Hiking is a great way to explore the wilderness with friends or family members, but sometimes your schedules don’t line up, and you find yourself exploring alone. If you’re heading into the wilds on your own, what do you need to stay safe?
1. Let Someone Know Where You’re Going
This rule of thumb should hold even if you’re hiking with other people, but it’s essential if you’re alone. Make sure you let someone you trust know where you’re going, when you’re leaving and when you expect to be back. Make sure they also know what trails you’re planning to take, and any GPS coordinates you have.
Don’t post your plans on social media, especially if you’re traveling by yourself and your social media accounts are public. Wait until you’re home safe to post pictures of your adventures, so if anyone does have less-than-honorable intentions, they won’t be able to find you.
2. Know Your Fitness Level
The 2,200-mile Appalachian Trail is a goal for many hikers, but don’t treat long hiking trips like that lightly. Be aware of your fitness level and how difficult your chosen trail is before you head out into the wilderness. Pushing yourself can help you break through plateaus, but don’t try a new or extra-hard trail when you’re exploring by yourself until you know how your body is going to respond to a new or more challenging locale.
3. Have Plenty of Nonperishable Food
If you’re hiking on your own, you can’t split your supplies with anyone else, so you’ll need to make sure you have plenty of food. Choose food that won’t spoil and that won’t weigh you down too much. You’ll need to pack enough supplies for the entire trip, unless you plan to forage for your dinner. Jerky and other dehydrated foods are a fantastic option because they weigh very little and you can eat them as-is. As long as you have a safe water source on hand, you can rehydrate them for a more filling meal.
4. Learn to Use a Map/Compass
When you’re heading out into the wilderness, your phone’s GPS won’t always help you find your way home.

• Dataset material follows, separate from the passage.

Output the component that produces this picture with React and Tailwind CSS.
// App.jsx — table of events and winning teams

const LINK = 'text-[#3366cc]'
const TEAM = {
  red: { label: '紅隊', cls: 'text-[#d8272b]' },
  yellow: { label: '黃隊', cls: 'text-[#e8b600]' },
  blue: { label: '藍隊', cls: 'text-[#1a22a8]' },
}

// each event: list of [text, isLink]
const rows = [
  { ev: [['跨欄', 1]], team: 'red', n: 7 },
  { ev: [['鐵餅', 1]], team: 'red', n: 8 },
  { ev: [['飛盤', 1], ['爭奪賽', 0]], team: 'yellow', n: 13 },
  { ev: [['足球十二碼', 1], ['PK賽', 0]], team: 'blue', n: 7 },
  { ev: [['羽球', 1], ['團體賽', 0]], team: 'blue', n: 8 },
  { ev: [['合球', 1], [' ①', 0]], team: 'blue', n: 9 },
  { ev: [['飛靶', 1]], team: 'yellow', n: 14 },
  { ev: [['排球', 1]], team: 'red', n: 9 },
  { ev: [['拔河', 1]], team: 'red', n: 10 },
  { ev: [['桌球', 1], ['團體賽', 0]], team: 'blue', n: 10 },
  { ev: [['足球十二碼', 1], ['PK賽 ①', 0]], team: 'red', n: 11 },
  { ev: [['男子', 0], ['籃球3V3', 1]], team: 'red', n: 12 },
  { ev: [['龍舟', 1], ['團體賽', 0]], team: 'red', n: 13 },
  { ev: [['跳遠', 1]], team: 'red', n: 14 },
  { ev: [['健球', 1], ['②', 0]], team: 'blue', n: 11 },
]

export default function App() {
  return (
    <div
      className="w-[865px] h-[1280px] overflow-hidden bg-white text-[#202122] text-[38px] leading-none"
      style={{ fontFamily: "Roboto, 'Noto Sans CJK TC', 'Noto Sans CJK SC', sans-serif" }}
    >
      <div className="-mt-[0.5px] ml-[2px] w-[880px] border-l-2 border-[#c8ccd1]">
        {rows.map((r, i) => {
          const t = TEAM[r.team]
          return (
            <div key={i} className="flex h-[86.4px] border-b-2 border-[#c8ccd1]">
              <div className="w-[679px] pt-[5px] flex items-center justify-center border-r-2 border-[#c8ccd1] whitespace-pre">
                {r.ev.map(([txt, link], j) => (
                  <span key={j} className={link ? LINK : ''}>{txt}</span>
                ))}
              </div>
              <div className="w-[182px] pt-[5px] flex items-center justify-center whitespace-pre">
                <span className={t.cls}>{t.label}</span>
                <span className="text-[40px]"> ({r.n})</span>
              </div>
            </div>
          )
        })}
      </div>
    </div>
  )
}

If you’re hiking at all — on your own or with other people — you should learn how to read a map and compass. Before you head out by yourself, take time to learn how to use an old-school compass and map to navigate your way through the wilderness.
5. Be Prepared for Anything
The most important thing to remember when you’re hiking on your own is to be ready for anything and be prepared to carry everything on your back. Bring food, water or water-purifying tools, extra clothes, a first-aid kit and anything else you might need to survive while you’re away from civilization. Hiking on your own can help you become more self-reliant, but you’ll need to be able to handle whatever challenges Mother Nature might throw at you.
Enjoy the Great Outdoors
Hiking is a fantastic way to connect with nature and get an excellent workout at the same time. If you’re hiking solo, make sure you’re more careful, and that you prepare for any scenario. Most of all, take your time to appreciate all the beauty your hiking trails have to offer.